◆ **Set task**: Copy each line of the material below that includes the string "React".
start Given records
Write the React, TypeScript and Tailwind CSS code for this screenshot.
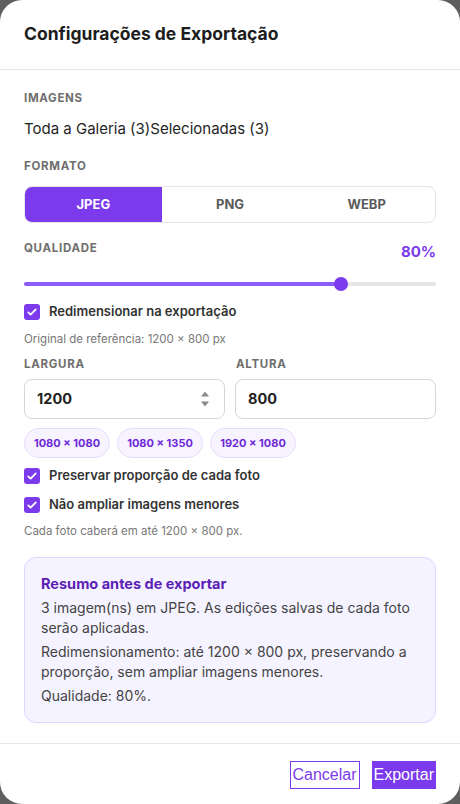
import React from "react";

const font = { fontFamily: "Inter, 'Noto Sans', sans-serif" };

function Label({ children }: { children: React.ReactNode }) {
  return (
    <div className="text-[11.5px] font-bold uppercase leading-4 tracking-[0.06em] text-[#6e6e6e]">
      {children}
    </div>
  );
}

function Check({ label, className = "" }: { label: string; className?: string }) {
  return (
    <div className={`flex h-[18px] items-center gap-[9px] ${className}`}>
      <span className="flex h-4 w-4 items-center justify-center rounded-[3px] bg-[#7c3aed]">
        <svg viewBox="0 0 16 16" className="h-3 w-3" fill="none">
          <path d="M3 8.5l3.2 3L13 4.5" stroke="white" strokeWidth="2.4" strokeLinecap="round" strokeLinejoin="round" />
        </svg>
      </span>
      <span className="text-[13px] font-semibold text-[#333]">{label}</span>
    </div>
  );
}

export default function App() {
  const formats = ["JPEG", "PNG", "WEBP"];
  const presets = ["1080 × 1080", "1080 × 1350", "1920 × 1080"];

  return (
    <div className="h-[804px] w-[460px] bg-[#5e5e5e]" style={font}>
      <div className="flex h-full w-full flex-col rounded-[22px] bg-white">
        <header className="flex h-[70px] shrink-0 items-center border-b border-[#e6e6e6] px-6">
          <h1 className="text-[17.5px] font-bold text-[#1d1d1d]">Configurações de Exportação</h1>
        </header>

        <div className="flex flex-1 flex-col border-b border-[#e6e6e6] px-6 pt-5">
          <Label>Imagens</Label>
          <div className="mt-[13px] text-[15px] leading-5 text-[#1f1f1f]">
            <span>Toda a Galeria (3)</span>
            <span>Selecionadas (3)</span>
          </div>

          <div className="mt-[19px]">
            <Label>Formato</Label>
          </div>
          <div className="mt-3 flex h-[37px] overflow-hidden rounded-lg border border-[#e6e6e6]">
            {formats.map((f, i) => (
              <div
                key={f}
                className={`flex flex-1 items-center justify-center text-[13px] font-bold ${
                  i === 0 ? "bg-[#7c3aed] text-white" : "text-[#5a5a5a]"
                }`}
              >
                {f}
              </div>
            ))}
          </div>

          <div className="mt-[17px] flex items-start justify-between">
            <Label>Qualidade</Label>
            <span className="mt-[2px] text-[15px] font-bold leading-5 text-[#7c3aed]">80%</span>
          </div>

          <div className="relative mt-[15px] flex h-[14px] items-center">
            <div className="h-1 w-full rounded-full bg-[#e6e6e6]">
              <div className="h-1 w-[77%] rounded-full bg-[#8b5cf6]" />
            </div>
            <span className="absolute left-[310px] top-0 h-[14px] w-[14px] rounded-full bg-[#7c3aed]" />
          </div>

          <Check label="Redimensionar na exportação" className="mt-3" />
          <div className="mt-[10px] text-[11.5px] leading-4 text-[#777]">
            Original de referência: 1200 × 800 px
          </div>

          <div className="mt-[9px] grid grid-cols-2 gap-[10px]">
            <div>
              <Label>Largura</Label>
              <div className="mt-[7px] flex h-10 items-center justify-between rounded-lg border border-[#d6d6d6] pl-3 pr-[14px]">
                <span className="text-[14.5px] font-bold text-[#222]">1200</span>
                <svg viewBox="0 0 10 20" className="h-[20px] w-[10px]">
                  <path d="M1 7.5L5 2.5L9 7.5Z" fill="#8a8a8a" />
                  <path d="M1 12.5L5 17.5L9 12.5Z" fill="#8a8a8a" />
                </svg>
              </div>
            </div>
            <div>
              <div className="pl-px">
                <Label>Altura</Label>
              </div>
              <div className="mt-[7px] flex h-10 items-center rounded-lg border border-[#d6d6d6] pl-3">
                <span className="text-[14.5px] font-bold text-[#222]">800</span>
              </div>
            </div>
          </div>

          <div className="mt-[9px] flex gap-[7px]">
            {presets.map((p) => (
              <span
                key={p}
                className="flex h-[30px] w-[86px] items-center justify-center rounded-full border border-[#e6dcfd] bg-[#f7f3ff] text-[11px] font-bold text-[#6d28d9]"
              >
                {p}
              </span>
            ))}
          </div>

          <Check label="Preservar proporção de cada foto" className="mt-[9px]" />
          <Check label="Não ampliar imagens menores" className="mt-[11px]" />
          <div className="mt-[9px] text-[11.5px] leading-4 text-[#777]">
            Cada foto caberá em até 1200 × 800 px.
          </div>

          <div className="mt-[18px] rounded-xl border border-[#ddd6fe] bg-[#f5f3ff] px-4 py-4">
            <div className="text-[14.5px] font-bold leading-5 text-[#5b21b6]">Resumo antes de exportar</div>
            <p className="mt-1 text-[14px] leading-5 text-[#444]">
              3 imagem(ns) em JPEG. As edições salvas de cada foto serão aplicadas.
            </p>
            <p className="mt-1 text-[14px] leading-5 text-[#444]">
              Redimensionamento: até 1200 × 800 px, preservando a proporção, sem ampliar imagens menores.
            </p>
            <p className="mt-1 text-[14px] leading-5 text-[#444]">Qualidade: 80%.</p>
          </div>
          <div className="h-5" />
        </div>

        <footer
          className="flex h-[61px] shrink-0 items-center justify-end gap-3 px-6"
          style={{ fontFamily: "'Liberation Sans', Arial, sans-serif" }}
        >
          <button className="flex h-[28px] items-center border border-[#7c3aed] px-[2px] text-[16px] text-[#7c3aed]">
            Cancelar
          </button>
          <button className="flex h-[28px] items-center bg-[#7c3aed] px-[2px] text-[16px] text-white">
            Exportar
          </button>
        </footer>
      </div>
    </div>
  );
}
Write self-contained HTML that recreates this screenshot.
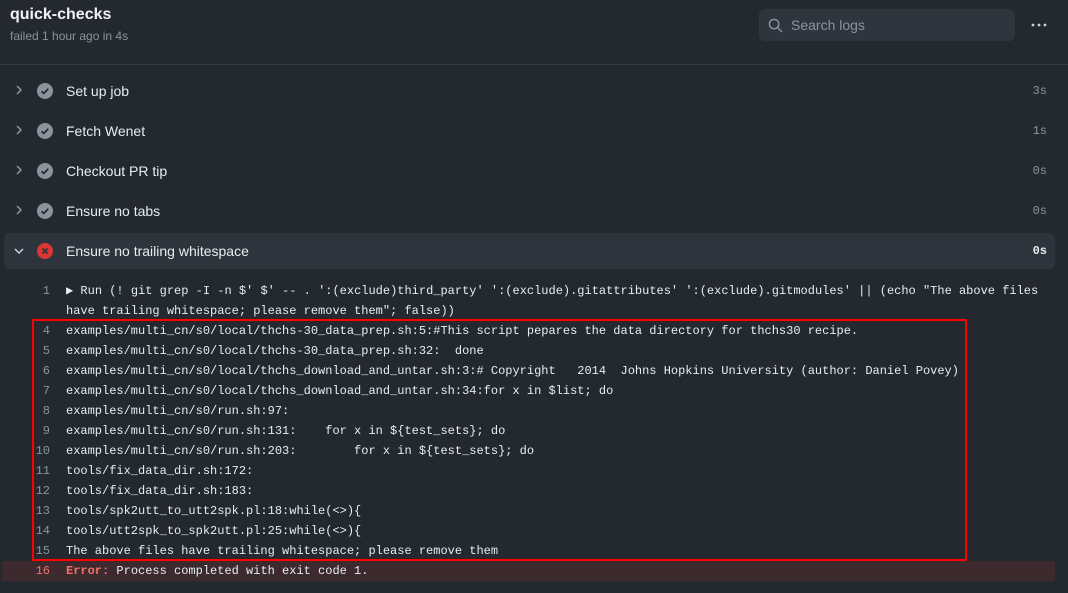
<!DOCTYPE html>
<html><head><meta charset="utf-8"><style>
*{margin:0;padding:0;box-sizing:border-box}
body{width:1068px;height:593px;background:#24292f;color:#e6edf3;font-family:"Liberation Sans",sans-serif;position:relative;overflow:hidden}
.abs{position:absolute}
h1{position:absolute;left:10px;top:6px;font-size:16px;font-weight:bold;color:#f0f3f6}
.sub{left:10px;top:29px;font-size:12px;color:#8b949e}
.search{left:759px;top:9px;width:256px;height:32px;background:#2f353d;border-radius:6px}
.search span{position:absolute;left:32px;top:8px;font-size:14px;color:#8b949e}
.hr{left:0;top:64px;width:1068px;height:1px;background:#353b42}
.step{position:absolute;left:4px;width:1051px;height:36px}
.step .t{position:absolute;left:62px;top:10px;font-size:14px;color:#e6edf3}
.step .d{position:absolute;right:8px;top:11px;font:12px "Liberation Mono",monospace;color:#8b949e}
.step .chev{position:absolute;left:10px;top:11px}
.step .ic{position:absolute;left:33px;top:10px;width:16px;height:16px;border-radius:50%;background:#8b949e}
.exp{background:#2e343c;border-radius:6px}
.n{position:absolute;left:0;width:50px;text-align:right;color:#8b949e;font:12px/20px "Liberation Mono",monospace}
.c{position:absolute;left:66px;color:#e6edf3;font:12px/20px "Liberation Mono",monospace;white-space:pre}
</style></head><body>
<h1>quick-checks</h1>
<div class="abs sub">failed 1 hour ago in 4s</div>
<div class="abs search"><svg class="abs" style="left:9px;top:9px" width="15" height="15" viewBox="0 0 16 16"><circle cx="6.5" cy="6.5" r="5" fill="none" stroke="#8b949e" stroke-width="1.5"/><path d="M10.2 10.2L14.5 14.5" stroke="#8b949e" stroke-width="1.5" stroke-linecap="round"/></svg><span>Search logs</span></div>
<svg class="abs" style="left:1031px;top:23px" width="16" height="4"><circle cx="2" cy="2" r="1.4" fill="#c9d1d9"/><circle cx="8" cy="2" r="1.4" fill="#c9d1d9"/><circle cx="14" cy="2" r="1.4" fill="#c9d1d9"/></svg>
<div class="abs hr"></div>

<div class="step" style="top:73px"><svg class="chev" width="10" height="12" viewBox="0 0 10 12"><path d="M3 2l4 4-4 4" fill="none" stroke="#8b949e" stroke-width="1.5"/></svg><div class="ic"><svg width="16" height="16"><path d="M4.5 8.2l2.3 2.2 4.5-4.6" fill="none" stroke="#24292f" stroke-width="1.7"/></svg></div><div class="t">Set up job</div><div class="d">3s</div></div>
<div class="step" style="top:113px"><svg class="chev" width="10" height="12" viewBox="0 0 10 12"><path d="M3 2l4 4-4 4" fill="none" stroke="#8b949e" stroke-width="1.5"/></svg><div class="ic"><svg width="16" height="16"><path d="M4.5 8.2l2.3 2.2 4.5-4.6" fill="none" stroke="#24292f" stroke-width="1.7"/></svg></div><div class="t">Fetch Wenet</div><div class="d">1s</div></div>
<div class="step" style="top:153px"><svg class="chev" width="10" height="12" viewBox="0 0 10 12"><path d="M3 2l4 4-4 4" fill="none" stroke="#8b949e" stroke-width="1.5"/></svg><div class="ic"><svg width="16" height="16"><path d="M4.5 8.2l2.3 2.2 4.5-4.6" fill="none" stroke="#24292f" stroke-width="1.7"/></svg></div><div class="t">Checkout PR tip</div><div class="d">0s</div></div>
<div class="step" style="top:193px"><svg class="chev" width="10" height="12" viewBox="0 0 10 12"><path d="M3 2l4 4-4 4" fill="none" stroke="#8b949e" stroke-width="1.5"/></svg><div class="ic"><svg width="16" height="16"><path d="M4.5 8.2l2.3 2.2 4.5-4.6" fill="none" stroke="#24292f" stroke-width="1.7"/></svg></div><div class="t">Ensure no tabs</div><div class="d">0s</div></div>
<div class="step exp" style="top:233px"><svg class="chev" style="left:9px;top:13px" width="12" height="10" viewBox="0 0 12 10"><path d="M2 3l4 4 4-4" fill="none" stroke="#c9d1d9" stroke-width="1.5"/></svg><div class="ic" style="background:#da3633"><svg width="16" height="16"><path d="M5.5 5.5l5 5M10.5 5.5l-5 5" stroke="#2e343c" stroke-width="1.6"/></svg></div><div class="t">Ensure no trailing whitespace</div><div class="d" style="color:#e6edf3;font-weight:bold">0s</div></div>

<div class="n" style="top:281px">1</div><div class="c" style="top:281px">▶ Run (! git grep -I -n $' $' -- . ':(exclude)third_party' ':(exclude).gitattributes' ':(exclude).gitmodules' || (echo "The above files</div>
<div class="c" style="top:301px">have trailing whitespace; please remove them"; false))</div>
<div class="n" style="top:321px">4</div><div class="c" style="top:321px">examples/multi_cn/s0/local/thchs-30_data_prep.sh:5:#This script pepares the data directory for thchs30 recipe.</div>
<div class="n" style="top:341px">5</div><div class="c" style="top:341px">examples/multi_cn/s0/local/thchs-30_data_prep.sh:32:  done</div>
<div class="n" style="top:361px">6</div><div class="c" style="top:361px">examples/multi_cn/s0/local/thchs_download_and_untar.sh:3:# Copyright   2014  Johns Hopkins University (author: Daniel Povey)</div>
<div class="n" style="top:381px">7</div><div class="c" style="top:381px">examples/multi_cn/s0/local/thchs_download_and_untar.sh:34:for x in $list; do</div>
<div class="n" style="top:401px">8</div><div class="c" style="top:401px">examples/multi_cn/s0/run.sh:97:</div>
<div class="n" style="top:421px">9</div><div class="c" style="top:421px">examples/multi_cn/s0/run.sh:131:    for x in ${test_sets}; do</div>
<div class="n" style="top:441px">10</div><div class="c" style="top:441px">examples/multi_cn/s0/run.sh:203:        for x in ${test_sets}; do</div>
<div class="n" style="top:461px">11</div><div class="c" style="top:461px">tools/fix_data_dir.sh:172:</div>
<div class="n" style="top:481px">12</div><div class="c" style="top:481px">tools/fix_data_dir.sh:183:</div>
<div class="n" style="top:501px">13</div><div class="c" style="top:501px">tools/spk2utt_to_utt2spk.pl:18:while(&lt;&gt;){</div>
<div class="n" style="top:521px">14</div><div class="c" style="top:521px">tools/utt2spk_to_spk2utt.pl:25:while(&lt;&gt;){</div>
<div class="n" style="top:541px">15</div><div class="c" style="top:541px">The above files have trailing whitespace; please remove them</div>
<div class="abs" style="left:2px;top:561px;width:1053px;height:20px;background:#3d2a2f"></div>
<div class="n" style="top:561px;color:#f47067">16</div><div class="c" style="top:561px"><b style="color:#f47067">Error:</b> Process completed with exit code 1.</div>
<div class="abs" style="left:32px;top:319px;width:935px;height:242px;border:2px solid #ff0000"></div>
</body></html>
end Given records
◆ **Solution**:
Write the React, TypeScript and Tailwind CSS code for this screenshot.
import React from "react";
function Label({ children }: { children: React.ReactNode }) {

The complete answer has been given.